Nature Conservation and the Water Framework Directive
The implementation of the Water Framework Directive in the European Member States sets important parameters for the protection of species and habitats. The project analyses impacts upon agriculture arising from the implementation of the Wild Birds Directive, the Habitats Directive and the Water Framework Directive.
The Wild Birds Directive (79/409/EEC) and the Habitats Directive (92/43/EEC) are the two most important pieces of legislation for the conservation of nature and biodiversity in Europe. The Water Framework Directive (2000/60/EC) sets the legal framework of water management in all of Europe including actual water bodies and their entire river basins. In addition, the European Agriculture Policy does not directly belong to the environmental policy field but affects the environment. Up to now, there is few research done on the linkages among nature conservation and protection of species, water protection and agriculture implementing these directives.
The project aims to draw more attention to the connections between these three directives, to intensify efforts to disseminate information about the obvious synergies, and to contribute to more effective implementation of these Directives. The main objective is to spread information about the relationships and overlaps which result from the implementation of the three directives and their impacts on land use, particularly agriculture. Therefore, the project aims to initiate co-operations between nature conservation, water protection and agriculture and to develop common strategies.

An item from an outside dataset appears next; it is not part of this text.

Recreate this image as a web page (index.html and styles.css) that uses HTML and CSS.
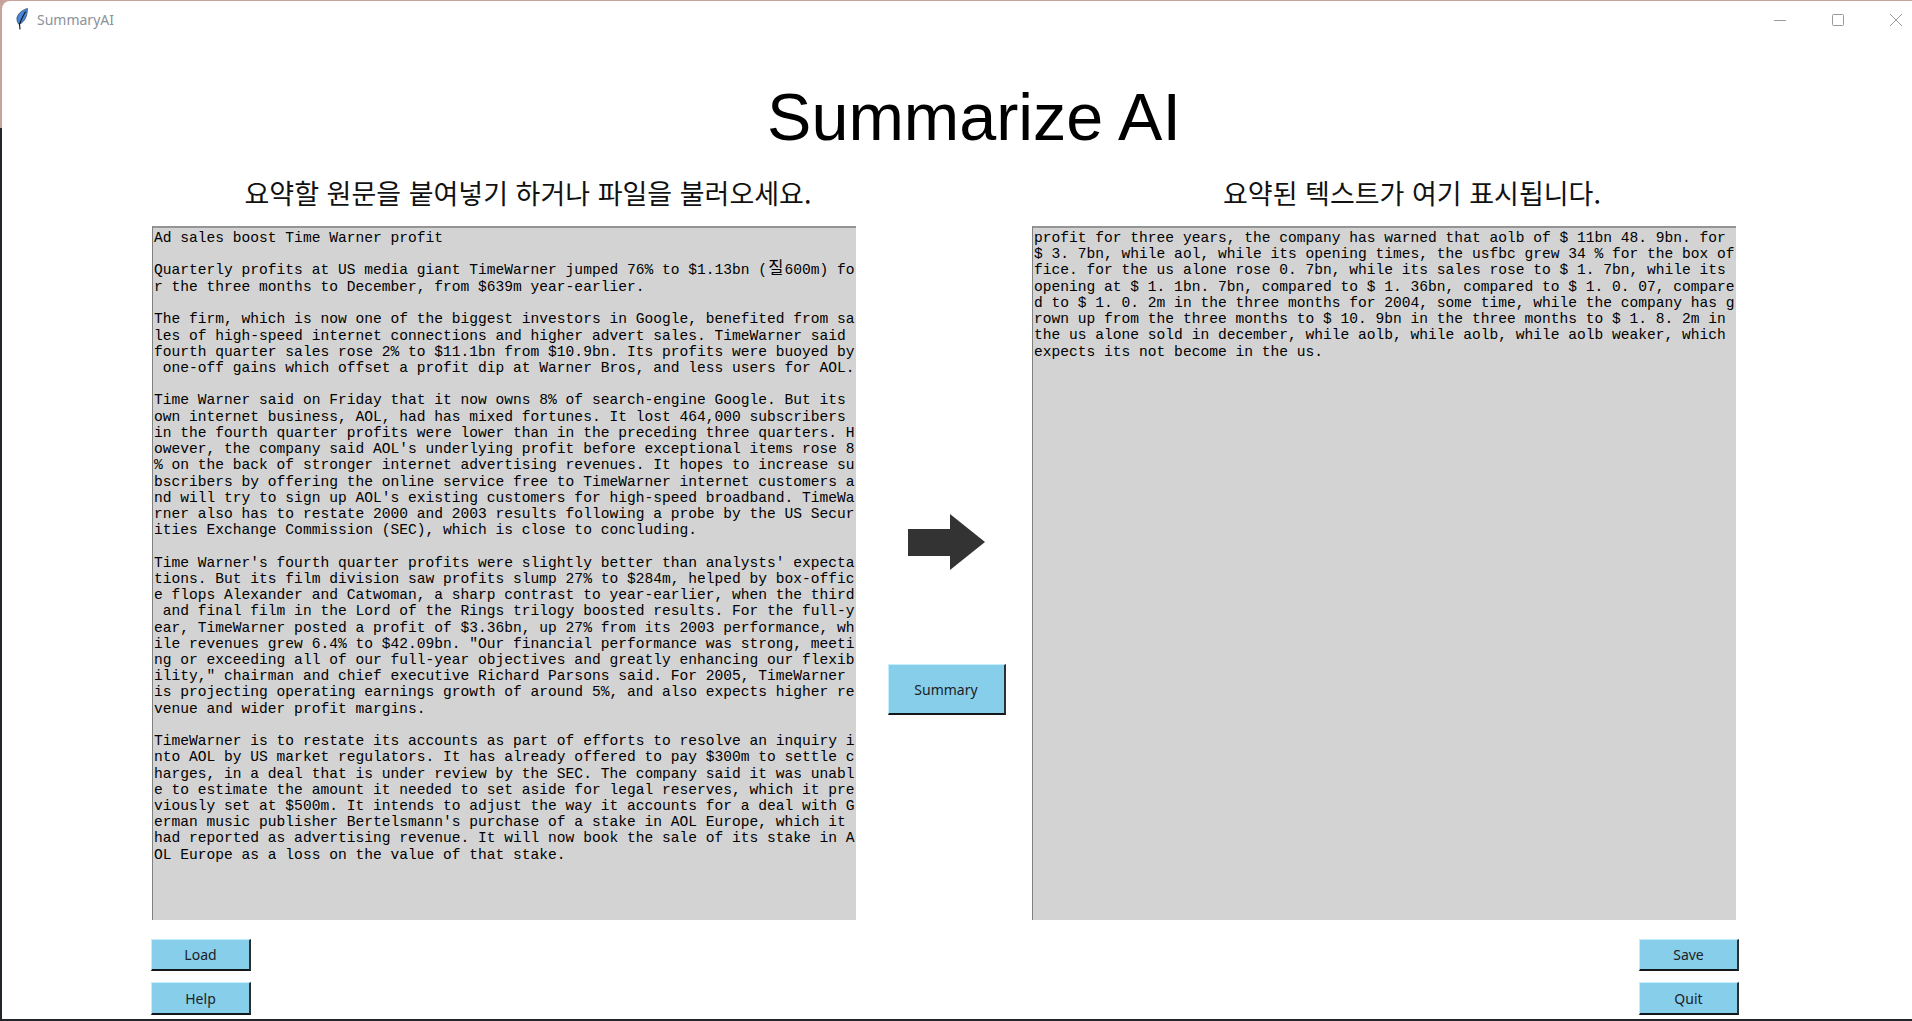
FILE: index.html
```html
<!DOCTYPE html>
<html lang="ko">
<head>
    <meta charset="UTF-8">
    <meta name="viewport" content="width=device-width, initial-scale=1.0">
    <title>SummaryAI</title>
    <link rel="stylesheet" href="styles.css">
</head>
<body>
<div class="window">
    <div class="titlebar">
        <svg class="feather" width="12" height="22" viewBox="0 0 12 22">
            <path d="M11.500 .5C7.500 1.500 2.500 4.500 1 9.500C.5 12 1.500 14.500 3 16.500C6.500 15 9.500 11.500 10.500 7.500C11 5 11.500 3 11.500 .5Z" fill="#4a86d8" stroke="#2a3f5c" stroke-width=".7"/>
            <path d="M9.500 3.500C7 8 5 12 3.500 16L4 21.500" fill="none" stroke="#10151c" stroke-width="1.100"/>
        </svg>
        <span class="app-name">SummaryAI</span>
        <div class="controls">
            <svg width="14" height="14" viewBox="0 0 14 14"><path d="M1 7.500H13" stroke="#9a9a9a" stroke-width="1"/></svg>
            <svg width="14" height="14" viewBox="0 0 14 14"><rect x="1.500" y="1.500" width="11" height="11" rx="1" fill="none" stroke="#9a9a9a" stroke-width="1"/></svg>
            <svg width="14" height="14" viewBox="0 0 14 14"><path d="M1 1L13 13M13 1L1 13" stroke="#9a9a9a" stroke-width="1"/></svg>
        </div>
    </div>

    <h1 class="main-title">Summarize AI</h1>

    <div class="workspace">
        <h2 class="panel-label">요약할 원문을 붙여넣기 하거나 파일을 불러오세요.</h2>
        <div></div>
        <h2 class="panel-label panel-label-right">요약된 텍스트가 여기 표시됩니다.</h2>

        <div class="textbox">Ad sales boost Time Warner profit

<div>Quarterly profits at US media giant TimeWarner jumped 76% to $1.13bn (<span class="wide">질</span>600m) fo</div>r the three months to December, from $639m year-earlier.

The firm, which is now one of the biggest investors in Google, benefited from sa
les of high-speed internet connections and higher advert sales. TimeWarner said
fourth quarter sales rose 2% to $11.1bn from $10.9bn. Its profits were buoyed by
 one-off gains which offset a profit dip at Warner Bros, and less users for AOL.

Time Warner said on Friday that it now owns 8% of search-engine Google. But its
own internet business, AOL, had has mixed fortunes. It lost 464,000 subscribers
in the fourth quarter profits were lower than in the preceding three quarters. H
owever, the company said AOL's underlying profit before exceptional items rose 8
% on the back of stronger internet advertising revenues. It hopes to increase su
bscribers by offering the online service free to TimeWarner internet customers a
nd will try to sign up AOL's existing customers for high-speed broadband. TimeWa
rner also has to restate 2000 and 2003 results following a probe by the US Secur
ities Exchange Commission (SEC), which is close to concluding.

Time Warner's fourth quarter profits were slightly better than analysts' expecta
tions. But its film division saw profits slump 27% to $284m, helped by box-offic
e flops Alexander and Catwoman, a sharp contrast to year-earlier, when the third
 and final film in the Lord of the Rings trilogy boosted results. For the full-y
ear, TimeWarner posted a profit of $3.36bn, up 27% from its 2003 performance, wh
ile revenues grew 6.4% to $42.09bn. "Our financial performance was strong, meeti
ng or exceeding all of our full-year objectives and greatly enhancing our flexib
ility," chairman and chief executive Richard Parsons said. For 2005, TimeWarner
is projecting operating earnings growth of around 5%, and also expects higher re
venue and wider profit margins.

TimeWarner is to restate its accounts as part of efforts to resolve an inquiry i
nto AOL by US market regulators. It has already offered to pay $300m to settle c
harges, in a deal that is under review by the SEC. The company said it was unabl
e to estimate the amount it needed to set aside for legal reserves, which it pre
viously set at $500m. It intends to adjust the way it accounts for a deal with G
erman music publisher Bertelsmann's purchase of a stake in AOL Europe, which it
had reported as advertising revenue. It will now book the sale of its stake in A
OL Europe as a loss on the value of that stake.</div>

        <div class="middle">
            <svg class="arrow" width="77" height="56" viewBox="0 0 77 56">
                <polygon points="0,15 42,15 42,0 77,28 42,56 42,42 0,42" fill="#333333"/>
            </svg>
            <button class="btn btn-summary">Summary</button>
        </div>

        <div class="textbox">profit for three years, the company has warned that aolb of $ 11bn 48. 9bn. for
$ 3. 7bn, while aol, while its opening times, the usfbc grew 34 % for the box of
fice. for the us alone rose 0. 7bn, while its sales rose to $ 1. 7bn, while its
opening at $ 1. 1bn. 7bn, compared to $ 1. 36bn, compared to $ 1. 0. 07, compare
d to $ 1. 0. 2m in the three months for 2004, some time, while the company has g
rown up from the three months to $ 10. 9bn in the three months to $ 1. 8. 2m in
the us alone sold in december, while aolb, while aolb, while aolb weaker, which
expects its not become in the us.</div>
    </div>

    <div class="footer">
        <button class="btn">Load</button>
        <button class="btn">Save</button>
        <button class="btn">Help</button>
        <button class="btn">Quit</button>
    </div>
</div>
</body>
</html>
```

FILE: styles.css
```css
html, body {
    margin: 0;
    padding: 0;
    height: 100%;
    overflow: hidden;
}

body {
    background: linear-gradient(#c7a39c 128px, #20262b 128px);
    font-family: "Noto Sans", sans-serif;
}

.window {
    box-sizing: border-box;
    height: 1018px;
    margin: 1px 0 2px 2px;
    background: #ffffff;
    border-top-left-radius: 8px;
}

.titlebar {
    display: flex;
    align-items: center;
    height: 38px;
    padding-left: 14px;
}

.feather {
    margin: -2px 9px 0 0;
}

.app-name {
    margin-top: -2px;
    font-size: 14px;
    color: #8b929a;
}

.controls {
    display: flex;
    gap: 44px;
    margin-left: auto;
    margin-right: 9px;
}

.main-title {
    margin: 0;
    padding: 28px 0 0 34px;
    height: 103px;
    font: 400 66.500px/100px "Liberation Sans", sans-serif;
    text-align: center;
    color: #000000;
}

.workspace {
    display: grid;
    grid-template-columns: 704px 176px 704px;
    margin-left: 150px;
}

.panel-label {
    margin: 3px 0 0;
    padding-left: 48px;
    height: 53px;
    font: 400 27px/40px "Noto Sans CJK KR", sans-serif;
    text-align: center;
    color: #111111;
}

.panel-label-right {
    padding-left: 56px;
}

.textbox {
    box-sizing: border-box;
    height: 694px;
    margin: 0;
    padding: 2px 0 0 1px;
    overflow: hidden;
    background: #d3d3d3;
    border-top: 2px solid #949494;
    border-left: 1px solid #808080;
    font: 14.600px/16.220px "Liberation Mono", "Noto Sans CJK KR", monospace;
    white-space: pre;
    color: #000000;
}

.wide {
    display: inline-block;
    width: 17.500px;
    font-size: 16.500px;
    line-height: 1;
    text-align: center;
}

.middle {
    display: flex;
    flex-direction: column;
    align-items: center;
    padding: 288px 0 0 5px;
}

.arrow {
    margin-bottom: 94px;
}

.btn {
    box-sizing: border-box;
    width: 100px;
    height: 100%;
    padding: 0;
    background: #87ceeb;
    border-style: solid;
    border-width: 1px 2px 2px 1px;
    border-color: #c4eefb #2a3238 #14181b #c4eefb;
    font-family: "Noto Sans", sans-serif;
    font-size: 14px;
    color: #1c2126;
}

.btn-summary {
    width: 118px;
    height: 51px;
}

.footer {
    display: grid;
    grid-template-columns: auto auto;
    grid-template-rows: 32px 33px;
    justify-content: space-between;
    row-gap: 11px;
    width: 1588px;
    margin: 19px 0 0 149px;
}
```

Ecologic delivers a work programme on the topic "Impacts upon Agriculture Arising from the Implementation of the Directive on the Conservation of Wild Birds, the Directive on the Conservation of Natural Habitats and of Wild Fauna and Flora and the Forthcoming Water Framework Directive - Strategies for Solving Conflicts and Optimising Synergy Use". This work programme lays down aims and tasks that should be achieved in the period of 2 - 3 years by the WWF Germany, the department of agriculture and rural development.